═════ THE RECORDS
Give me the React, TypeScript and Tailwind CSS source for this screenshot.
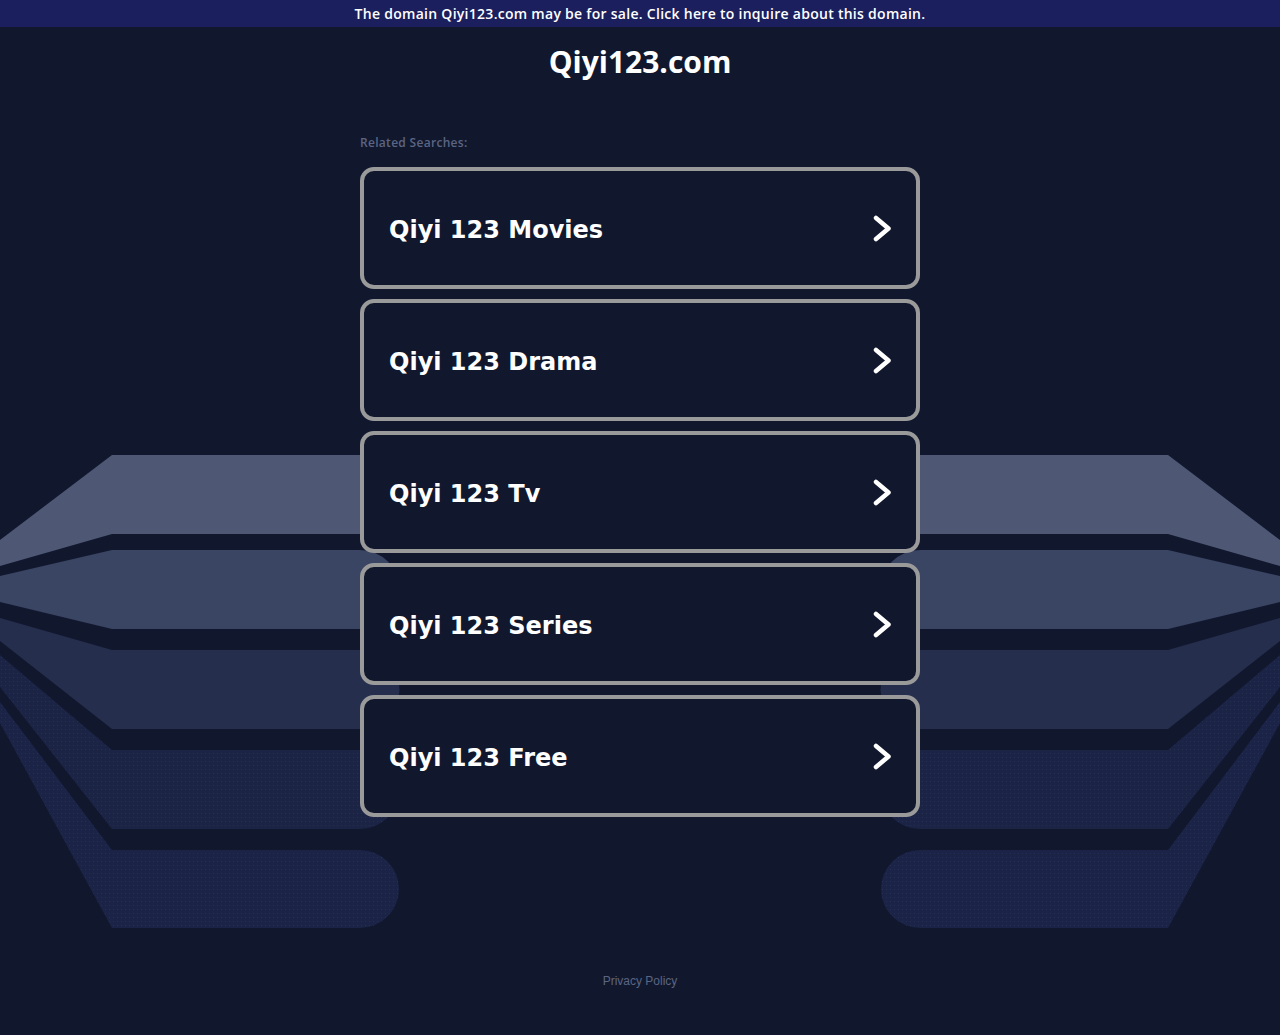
import React from 'react'

const searches = ['Qiyi 123 Movies', 'Qiyi 123 Drama', 'Qiyi 123 Tv', 'Qiyi 123 Series', 'Qiyi 123 Free']

// left-side bands of the backdrop; the right side is a mirror copy
const bands = [
  { tl: 540, bl: 566, top: 455, bot: 534, fill: '#4e5875' },
  { tl: 576, bl: 602, top: 550, bot: 629, fill: '#3a4463' },
  { tl: 618, bl: 641, top: 650, bot: 729, fill: '#252e4d' },
  { tl: 655, bl: 687, top: 750, bot: 829, fill: '#1c2446', dots: true },
  { tl: 702, bl: 723, top: 850, bot: 928, fill: '#1b2446', dots: true },
]

const bandPath = (b: (typeof bands)[number]) => {
  const r = (b.bot - b.top) / 2
  return `M0,${b.tl} L112,${b.top} L360,${b.top} A${r},${r} 0 0 1 360,${b.bot} L112,${b.bot} L0,${b.bl} Z`
}

const Backdrop: React.FC = () => {
  const shapes = bands.map((b, i) => (
    <g key={i}>
      <path d={bandPath(b)} fill={b.fill} />
      {b.dots && <path d={bandPath(b)} fill="url(#dots)" />}
    </g>
  ))
  return (
    <svg className="absolute left-0 top-0 w-full h-[1035px]" viewBox="0 0 1280 1035" aria-hidden="true">
      <defs>
        <pattern id="dots" width="4" height="4" patternUnits="userSpaceOnUse">
          <rect x="1" y="1" width="1" height="1" fill="#2a3560" opacity="0.6" />
        </pattern>
      </defs>
      {shapes}
      <g transform="translate(1280,0) scale(-1,1)">{shapes}</g>
    </svg>
  )
}

const Chevron: React.FC = () => (
  <svg width="18" height="27" viewBox="0 0 18 27" fill="none">
    <path d="M3 3 L15.5 13.5 L3 24" stroke="white" strokeWidth="4.5" strokeLinecap="round" strokeLinejoin="round" />
  </svg>
)

const App: React.FC = () => {
  return (
    <div className="relative min-h-[1035px] bg-[#11182e] overflow-hidden">
      <Backdrop />

      <div className="relative">
        {/* Sale banner */}
        <a
          href="#"
          className="block h-[27px] bg-[#1b1f5e] text-center text-white text-[14px] font-semibold leading-[28px] tracking-[0.28px] font-['Open_Sans',sans-serif]"
        >
          The domain Qiyi123.com may be for sale. Click here to inquire about this domain.
        </a>

        <h1 className="mt-[17px] text-center text-white text-[30px] font-bold leading-[36px] font-['Open_Sans',sans-serif]">
          Qiyi123.com
        </h1>

        <div className="mx-auto w-[560px] mt-[55px]">
          <p className="text-[12px] leading-[16px] font-semibold tracking-[0.3px] text-[#5b6583] font-['Open_Sans',sans-serif]">
            Related Searches:
          </p>

          <div className="mt-[16px] flex flex-col gap-[10px]">
            {searches.map((s) => (
              <a
                key={s}
                href="#"
                className="flex h-[122px] items-center justify-between rounded-[14px] border-4 border-[#9a9a9a] bg-[#11182e] px-[25px]"
              >
                <span className="pt-[4px] text-white text-[24px] font-bold font-['DejaVu_Sans',Verdana,sans-serif]">{s}</span>
                <Chevron />
              </a>
            ))}
          </div>
        </div>

        <footer className="mt-[150px] text-center">
          <a href="#" className="text-[12px] leading-[16px] text-[#5b6583] font-['Liberation_Sans',Arial,sans-serif]">
            Privacy Policy
          </a>
        </footer>
      </div>
    </div>
  )
}

export default App
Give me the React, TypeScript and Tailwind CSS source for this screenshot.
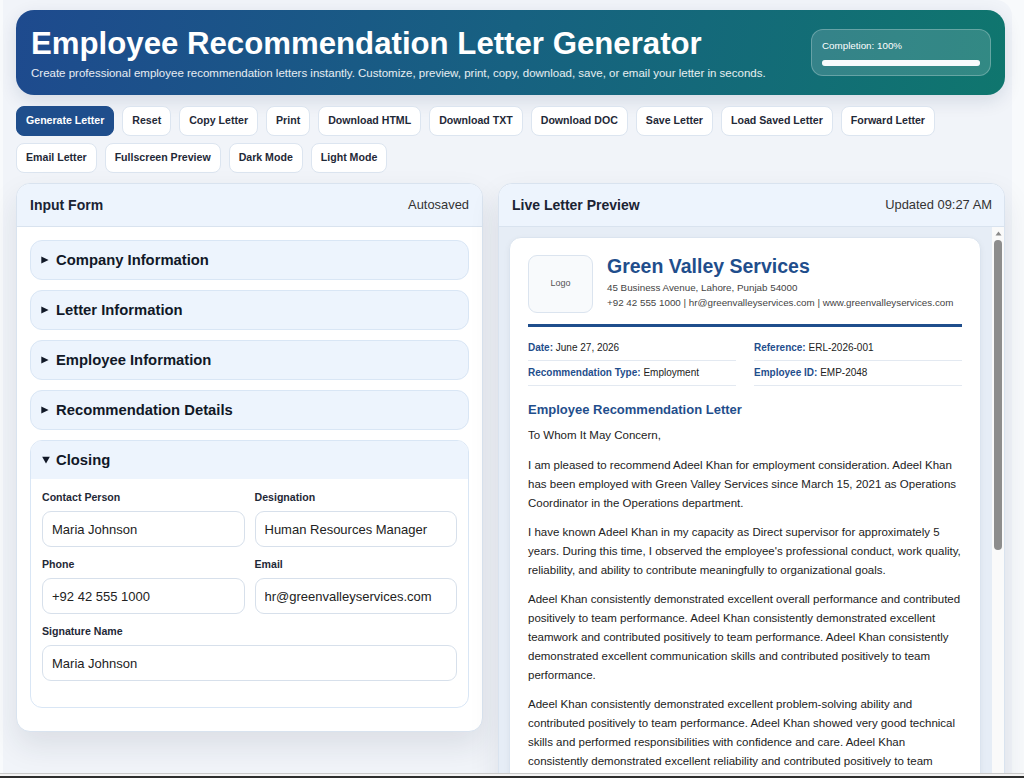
══════════
▶ _TASK DETAILS_
Reproduce the data above word for word from its first line through the line that holds "<Backdrop />", both ends included; skip pictures.

▶ _COMPLETED EXERCISE_
Give me the React, TypeScript and Tailwind CSS source for this screenshot.
import React from 'react'

const searches = ['Qiyi 123 Movies', 'Qiyi 123 Drama', 'Qiyi 123 Tv', 'Qiyi 123 Series', 'Qiyi 123 Free']

// left-side bands of the backdrop; the right side is a mirror copy
const bands = [
  { tl: 540, bl: 566, top: 455, bot: 534, fill: '#4e5875' },
  { tl: 576, bl: 602, top: 550, bot: 629, fill: '#3a4463' },
  { tl: 618, bl: 641, top: 650, bot: 729, fill: '#252e4d' },
  { tl: 655, bl: 687, top: 750, bot: 829, fill: '#1c2446', dots: true },
  { tl: 702, bl: 723, top: 850, bot: 928, fill: '#1b2446', dots: true },
]

const bandPath = (b: (typeof bands)[number]) => {
  const r = (b.bot - b.top) / 2
  return `M0,${b.tl} L112,${b.top} L360,${b.top} A${r},${r} 0 0 1 360,${b.bot} L112,${b.bot} L0,${b.bl} Z`
}

const Backdrop: React.FC = () => {
  const shapes = bands.map((b, i) => (
    <g key={i}>
      <path d={bandPath(b)} fill={b.fill} />
      {b.dots && <path d={bandPath(b)} fill="url(#dots)" />}
    </g>
  ))
  return (
    <svg className="absolute left-0 top-0 w-full h-[1035px]" viewBox="0 0 1280 1035" aria-hidden="true">
      <defs>
        <pattern id="dots" width="4" height="4" patternUnits="userSpaceOnUse">
          <rect x="1" y="1" width="1" height="1" fill="#2a3560" opacity="0.6" />
        </pattern>
      </defs>
      {shapes}
      <g transform="translate(1280,0) scale(-1,1)">{shapes}</g>
    </svg>
  )
}

const Chevron: React.FC = () => (
  <svg width="18" height="27" viewBox="0 0 18 27" fill="none">
    <path d="M3 3 L15.5 13.5 L3 24" stroke="white" strokeWidth="4.5" strokeLinecap="round" strokeLinejoin="round" />
  </svg>
)

const App: React.FC = () => {
  return (
    <div className="relative min-h-[1035px] bg-[#11182e] overflow-hidden">
      <Backdrop />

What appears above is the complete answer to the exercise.